The figure below shows all the non-idle frames that were correctly decoded. Except for the first two bytes, their contents seem completely random. It might happen that the data is encrypted or compressed, so without any knowledge of what kind of data is transmitted, it is not obvious how to proceed now.
Thank you for looking into this so promptly! Fascinating to see analysis of such a recent signal.
I will continue reading in case you have already addressed this, but so far cannot figure out how to utilize the smaller sample file (crewdragon2_20200531_032019_2215MHz_4Msps.c64) with the ‘crewdragon.grc’ flowgraph which appears to use as input the standard .RAW file typical of collection tools such as GQRX.

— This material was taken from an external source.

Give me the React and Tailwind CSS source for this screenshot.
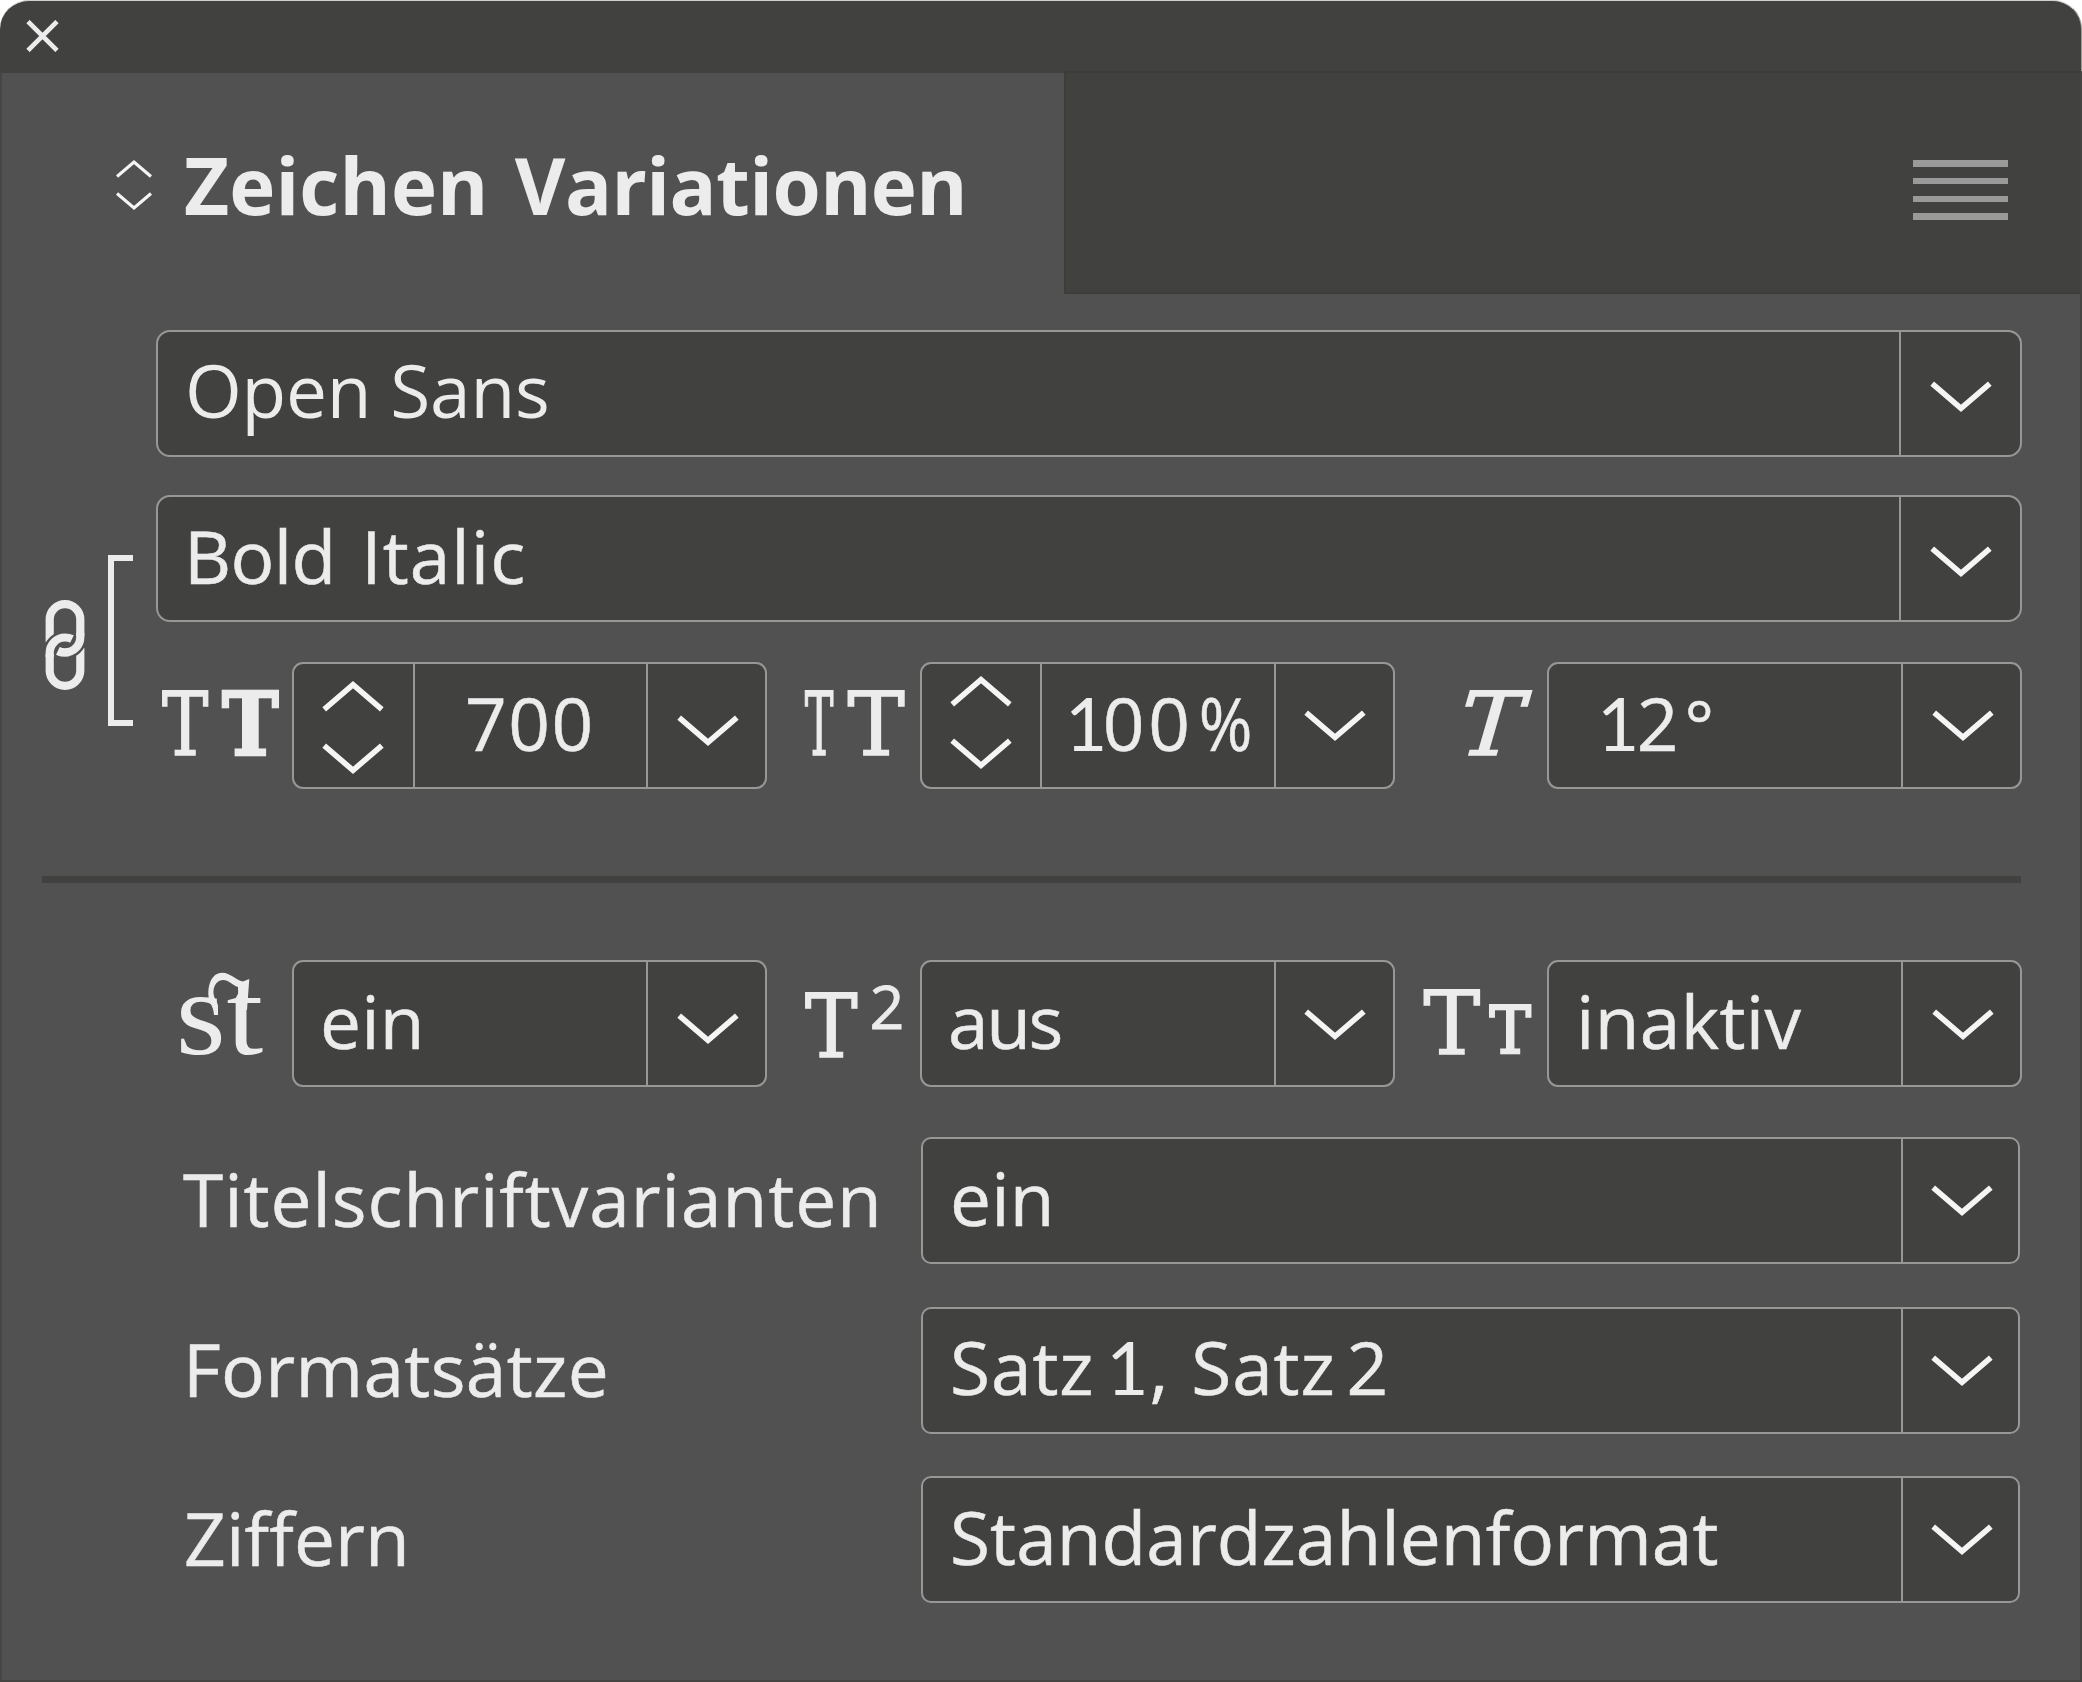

May we please get some guidance on whether these input files are interchangeable? Or, if not, what adjustments to make?
Many thanks!
Hi Scott,
I often use .c64 as an extension for complex64 raw files, but it is exactly the same format as in the .raw file produced by GQRX and can be used interchangeably.
Another hint: if using the shorter file, set the offset parameter in the file source to 0. I used that to skip the first 40 seconds in the long recording.
Thanks for the reply! You will be proud of me – before reading your reply I tried a zero offset on the input file and it the flowgraph runs perfectly.
Thank you!
Crazy hint: pass the data through a dvb-s2 decoder
What do you mean? The physical layer here (FSK + CCSDS Reed Solomon frames) is completely different from DVB-S2. Or do you mean that the payload of the non-idle frames (i.e., last figure in my post) are DVB-S2 BBFRAMEs? That would be surprising.
Good day, we are trying to make a gfsk decoder for the student and amateur cube satellite we are developing, but we could not solve it, can you help us. I would be glad if you give us advice.
Hi TA2RMU, I see that you’ve also sent me an email with this question, so I will be replying directly over email.